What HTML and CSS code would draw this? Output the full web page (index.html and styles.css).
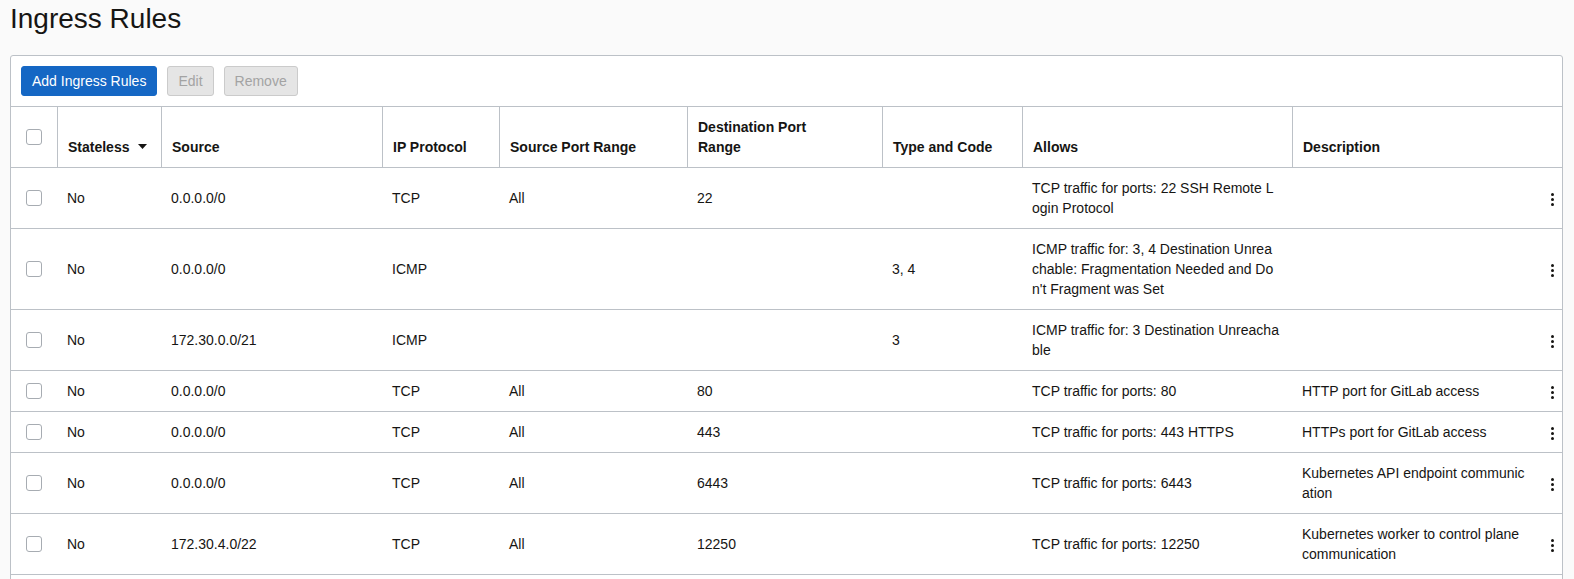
FILE: index.html
```html
<!DOCTYPE html>
<html lang="en">
<head>
<meta charset="utf-8">
<title>Ingress Rules</title>
<link rel="stylesheet" href="styles.css">
</head>
<body>
<h1 class="page-title">Ingress Rules</h1>
<section class="card">
  <div class="toolbar">
    <button class="btn btn-primary" type="button">Add Ingress Rules</button>
    <button class="btn btn-disabled" type="button" disabled>Edit</button>
    <button class="btn btn-disabled" type="button" disabled>Remove</button>
  </div>
  <table class="rules">
    <colgroup>
      <col class="c-cb"><col class="c-stateless"><col class="c-source"><col class="c-proto"><col class="c-spr"><col class="c-dpr"><col class="c-type"><col class="c-allows"><col class="c-desc"><col class="c-menu">
    </colgroup>
    <thead>
      <tr>
        <th class="cb-cell"><span class="checkbox"></span></th>
        <th>Stateless <svg class="sort" width="9" height="5" viewBox="0 0 9 5"><path d="M0 0h9L4.5 5z" fill="#161513"/></svg></th>
        <th>Source</th>
        <th>IP Protocol</th>
        <th>Source Port Range</th>
        <th>Destination Port<br>Range</th>
        <th>Type and Code</th>
        <th>Allows</th>
        <th>Description</th>
        <th class="menu-cell"></th>
      </tr>
    </thead>
    <tbody>
      <tr>
        <td class="cb-cell"><span class="checkbox"></span></td>
        <td>No</td><td>0.0.0.0/0</td><td>TCP</td><td>All</td><td>22</td><td></td>
        <td>TCP traffic for ports: 22 SSH Remote L<br>ogin Protocol</td>
        <td></td>
        <td class="menu-cell"><span class="kebab"><i></i><i></i><i></i></span></td>
      </tr>
      <tr>
        <td class="cb-cell"><span class="checkbox"></span></td>
        <td>No</td><td>0.0.0.0/0</td><td>ICMP</td><td></td><td></td><td>3, 4</td>
        <td>ICMP traffic for: 3, 4 Destination Unrea<br>chable: Fragmentation Needed and Do<br>n't Fragment was Set</td>
        <td></td>
        <td class="menu-cell"><span class="kebab"><i></i><i></i><i></i></span></td>
      </tr>
      <tr>
        <td class="cb-cell"><span class="checkbox"></span></td>
        <td>No</td><td>172.30.0.0/21</td><td>ICMP</td><td></td><td></td><td>3</td>
        <td>ICMP traffic for: 3 Destination Unreacha<br>ble</td>
        <td></td>
        <td class="menu-cell"><span class="kebab"><i></i><i></i><i></i></span></td>
      </tr>
      <tr>
        <td class="cb-cell"><span class="checkbox"></span></td>
        <td>No</td><td>0.0.0.0/0</td><td>TCP</td><td>All</td><td>80</td><td></td>
        <td>TCP traffic for ports: 80</td>
        <td>HTTP port for GitLab access</td>
        <td class="menu-cell"><span class="kebab"><i></i><i></i><i></i></span></td>
      </tr>
      <tr>
        <td class="cb-cell"><span class="checkbox"></span></td>
        <td>No</td><td>0.0.0.0/0</td><td>TCP</td><td>All</td><td>443</td><td></td>
        <td>TCP traffic for ports: 443 HTTPS</td>
        <td>HTTPs port for GitLab access</td>
        <td class="menu-cell"><span class="kebab"><i></i><i></i><i></i></span></td>
      </tr>
      <tr>
        <td class="cb-cell"><span class="checkbox"></span></td>
        <td>No</td><td>0.0.0.0/0</td><td>TCP</td><td>All</td><td>6443</td><td></td>
        <td>TCP traffic for ports: 6443</td>
        <td>Kubernetes API endpoint communic<br>ation</td>
        <td class="menu-cell"><span class="kebab"><i></i><i></i><i></i></span></td>
      </tr>
      <tr>
        <td class="cb-cell"><span class="checkbox"></span></td>
        <td>No</td><td>172.30.4.0/22</td><td>TCP</td><td>All</td><td>12250</td><td></td>
        <td>TCP traffic for ports: 12250</td>
        <td>Kubernetes worker to control plane<br>communication</td>
        <td class="menu-cell"><span class="kebab"><i></i><i></i><i></i></span></td>
      </tr>
    </tbody>
  </table>
  <div class="table-tail"></div>
</section>
</body>
</html>
```
FILE: styles.css
```css
html, body {
  overflow: hidden;
}
body {
  margin: 0;
  padding: 0 11px 0 10px;
  background: #fafafa;
  color: #161513;
  font-family: "Liberation Sans", Arial, Helvetica, sans-serif;
  font-size: 14px;
  line-height: 20px;
}
.page-title {
  margin: 2px 0 19px;
  font-size: 28px;
  line-height: 34px;
  font-weight: normal;
  color: #161513;
}
.card {
  background: #fff;
  border: 1px solid #bcc1c7;
  border-radius: 3px 3px 0 0;
}
.toolbar {
  display: flex;
  gap: 10px;
  padding: 10px;
  border-bottom: 1px solid #bcc1c7;
}
.btn {
  height: 30px;
  padding: 0 10px;
  border: 1px solid;
  border-radius: 3px;
  font-family: inherit;
  font-size: 14px;
  line-height: 28px;
}
.btn-primary {
  background: #1567c4;
  border-color: #1567c4;
  color: #fff;
}
.btn-disabled {
  background: #e5e5e5;
  border-color: #cbcbcb;
  color: #a3a3a3;
}
.rules {
  width: 100%;
  table-layout: fixed;
  border-collapse: separate;
  border-spacing: 0;
}
.c-cb { width: 46px; }
.c-stateless { width: 104px; }
.c-source { width: 221px; }
.c-proto { width: 117px; }
.c-spr { width: 188px; }
.c-dpr { width: 195px; }
.c-type { width: 140px; }
.c-allows { width: 270px; }
.c-desc { width: 246px; }
.c-menu { width: 24px; }
.rules th,
.rules td {
  padding: 10px;
  text-align: left;
  border-bottom: 1px solid #bcc1c7;
  white-space: nowrap;
  overflow: hidden;
}
.rules th {
  font-weight: bold;
  vertical-align: bottom;
}
.rules th + th {
  border-left: 1px solid #bcc1c7;
}
.rules th.menu-cell {
  border-left: none;
}
.rules td {
  vertical-align: middle;
}
.rules .cb-cell {
  padding: 0 0 0 15px;
  vertical-align: middle;
}
.rules .menu-cell {
  padding: 0 0 0 4px;
  text-align: center;
}
.table-tail {
  height: 40px;
}
.checkbox {
  display: block;
  width: 16px;
  height: 16px;
  box-sizing: border-box;
  border: 1px solid #a7acb2;
  border-radius: 3px;
  background: #fff;
}
.sort {
  margin-left: 5px;
  vertical-align: 3px;
}
.kebab {
  display: inline-flex;
  flex-direction: column;
  gap: 2px;
  vertical-align: middle;
}
.kebab i {
  display: block;
  width: 3px;
  height: 3px;
  border-radius: 50%;
  background: #161513;
}
```
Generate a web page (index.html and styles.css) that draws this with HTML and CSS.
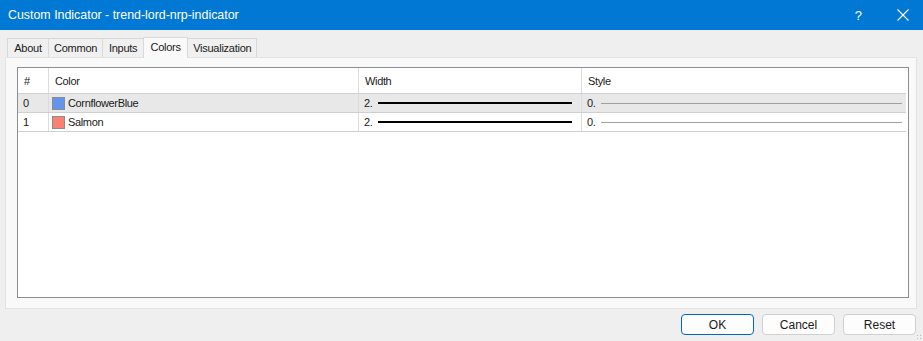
━━━━━━━━━━
* [EXERCISE OBJECTIVE]
Keep the pictures out of your copy, and repeat every entry above exactly.

* [RESPONSE TO THIS TASK]
What HTML and CSS code would draw this? Output the full web page (index.html and styles.css).
FILE: index.html
```html
<!DOCTYPE html>
<html lang="en">
<head>
<meta charset="utf-8">
<title>Ingress Rules</title>
<link rel="stylesheet" href="styles.css">
</head>
<body>
<h1 class="page-title">Ingress Rules</h1>
<section class="card">
  <div class="toolbar">
    <button class="btn btn-primary" type="button">Add Ingress Rules</button>
    <button class="btn btn-disabled" type="button" disabled>Edit</button>
    <button class="btn btn-disabled" type="button" disabled>Remove</button>
  </div>
  <table class="rules">
    <colgroup>
      <col class="c-cb"><col class="c-stateless"><col class="c-source"><col class="c-proto"><col class="c-spr"><col class="c-dpr"><col class="c-type"><col class="c-allows"><col class="c-desc"><col class="c-menu">
    </colgroup>
    <thead>
      <tr>
        <th class="cb-cell"><span class="checkbox"></span></th>
        <th>Stateless <svg class="sort" width="9" height="5" viewBox="0 0 9 5"><path d="M0 0h9L4.5 5z" fill="#161513"/></svg></th>
        <th>Source</th>
        <th>IP Protocol</th>
        <th>Source Port Range</th>
        <th>Destination Port<br>Range</th>
        <th>Type and Code</th>
        <th>Allows</th>
        <th>Description</th>
        <th class="menu-cell"></th>
      </tr>
    </thead>
    <tbody>
      <tr>
        <td class="cb-cell"><span class="checkbox"></span></td>
        <td>No</td><td>0.0.0.0/0</td><td>TCP</td><td>All</td><td>22</td><td></td>
        <td>TCP traffic for ports: 22 SSH Remote L<br>ogin Protocol</td>
        <td></td>
        <td class="menu-cell"><span class="kebab"><i></i><i></i><i></i></span></td>
      </tr>
      <tr>
        <td class="cb-cell"><span class="checkbox"></span></td>
        <td>No</td><td>0.0.0.0/0</td><td>ICMP</td><td></td><td></td><td>3, 4</td>
        <td>ICMP traffic for: 3, 4 Destination Unrea<br>chable: Fragmentation Needed and Do<br>n't Fragment was Set</td>
        <td></td>
        <td class="menu-cell"><span class="kebab"><i></i><i></i><i></i></span></td>
      </tr>
      <tr>
        <td class="cb-cell"><span class="checkbox"></span></td>
        <td>No</td><td>172.30.0.0/21</td><td>ICMP</td><td></td><td></td><td>3</td>
        <td>ICMP traffic for: 3 Destination Unreacha<br>ble</td>
        <td></td>
        <td class="menu-cell"><span class="kebab"><i></i><i></i><i></i></span></td>
      </tr>
      <tr>
        <td class="cb-cell"><span class="checkbox"></span></td>
        <td>No</td><td>0.0.0.0/0</td><td>TCP</td><td>All</td><td>80</td><td></td>
        <td>TCP traffic for ports: 80</td>
        <td>HTTP port for GitLab access</td>
        <td class="menu-cell"><span class="kebab"><i></i><i></i><i></i></span></td>
      </tr>
      <tr>
        <td class="cb-cell"><span class="checkbox"></span></td>
        <td>No</td><td>0.0.0.0/0</td><td>TCP</td><td>All</td><td>443</td><td></td>
        <td>TCP traffic for ports: 443 HTTPS</td>
        <td>HTTPs port for GitLab access</td>
        <td class="menu-cell"><span class="kebab"><i></i><i></i><i></i></span></td>
      </tr>
      <tr>
        <td class="cb-cell"><span class="checkbox"></span></td>
        <td>No</td><td>0.0.0.0/0</td><td>TCP</td><td>All</td><td>6443</td><td></td>
        <td>TCP traffic for ports: 6443</td>
        <td>Kubernetes API endpoint communic<br>ation</td>
        <td class="menu-cell"><span class="kebab"><i></i><i></i><i></i></span></td>
      </tr>
      <tr>
        <td class="cb-cell"><span class="checkbox"></span></td>
        <td>No</td><td>172.30.4.0/22</td><td>TCP</td><td>All</td><td>12250</td><td></td>
        <td>TCP traffic for ports: 12250</td>
        <td>Kubernetes worker to control plane<br>communication</td>
        <td class="menu-cell"><span class="kebab"><i></i><i></i><i></i></span></td>
      </tr>
    </tbody>
  </table>
  <div class="table-tail"></div>
</section>
</body>
</html>
```
FILE: styles.css
```css
html, body {
  overflow: hidden;
}
body {
  margin: 0;
  padding: 0 11px 0 10px;
  background: #fafafa;
  color: #161513;
  font-family: "Liberation Sans", Arial, Helvetica, sans-serif;
  font-size: 14px;
  line-height: 20px;
}
.page-title {
  margin: 2px 0 19px;
  font-size: 28px;
  line-height: 34px;
  font-weight: normal;
  color: #161513;
}
.card {
  background: #fff;
  border: 1px solid #bcc1c7;
  border-radius: 3px 3px 0 0;
}
.toolbar {
  display: flex;
  gap: 10px;
  padding: 10px;
  border-bottom: 1px solid #bcc1c7;
}
.btn {
  height: 30px;
  padding: 0 10px;
  border: 1px solid;
  border-radius: 3px;
  font-family: inherit;
  font-size: 14px;
  line-height: 28px;
}
.btn-primary {
  background: #1567c4;
  border-color: #1567c4;
  color: #fff;
}
.btn-disabled {
  background: #e5e5e5;
  border-color: #cbcbcb;
  color: #a3a3a3;
}
.rules {
  width: 100%;
  table-layout: fixed;
  border-collapse: separate;
  border-spacing: 0;
}
.c-cb { width: 46px; }
.c-stateless { width: 104px; }
.c-source { width: 221px; }
.c-proto { width: 117px; }
.c-spr { width: 188px; }
.c-dpr { width: 195px; }
.c-type { width: 140px; }
.c-allows { width: 270px; }
.c-desc { width: 246px; }
.c-menu { width: 24px; }
.rules th,
.rules td {
  padding: 10px;
  text-align: left;
  border-bottom: 1px solid #bcc1c7;
  white-space: nowrap;
  overflow: hidden;
}
.rules th {
  font-weight: bold;
  vertical-align: bottom;
}
.rules th + th {
  border-left: 1px solid #bcc1c7;
}
.rules th.menu-cell {
  border-left: none;
}
.rules td {
  vertical-align: middle;
}
.rules .cb-cell {
  padding: 0 0 0 15px;
  vertical-align: middle;
}
.rules .menu-cell {
  padding: 0 0 0 4px;
  text-align: center;
}
.table-tail {
  height: 40px;
}
.checkbox {
  display: block;
  width: 16px;
  height: 16px;
  box-sizing: border-box;
  border: 1px solid #a7acb2;
  border-radius: 3px;
  background: #fff;
}
.sort {
  margin-left: 5px;
  vertical-align: 3px;
}
.kebab {
  display: inline-flex;
  flex-direction: column;
  gap: 2px;
  vertical-align: middle;
}
.kebab i {
  display: block;
  width: 3px;
  height: 3px;
  border-radius: 50%;
  background: #161513;
}
```
Generate a web page (index.html and styles.css) that draws this with HTML and CSS.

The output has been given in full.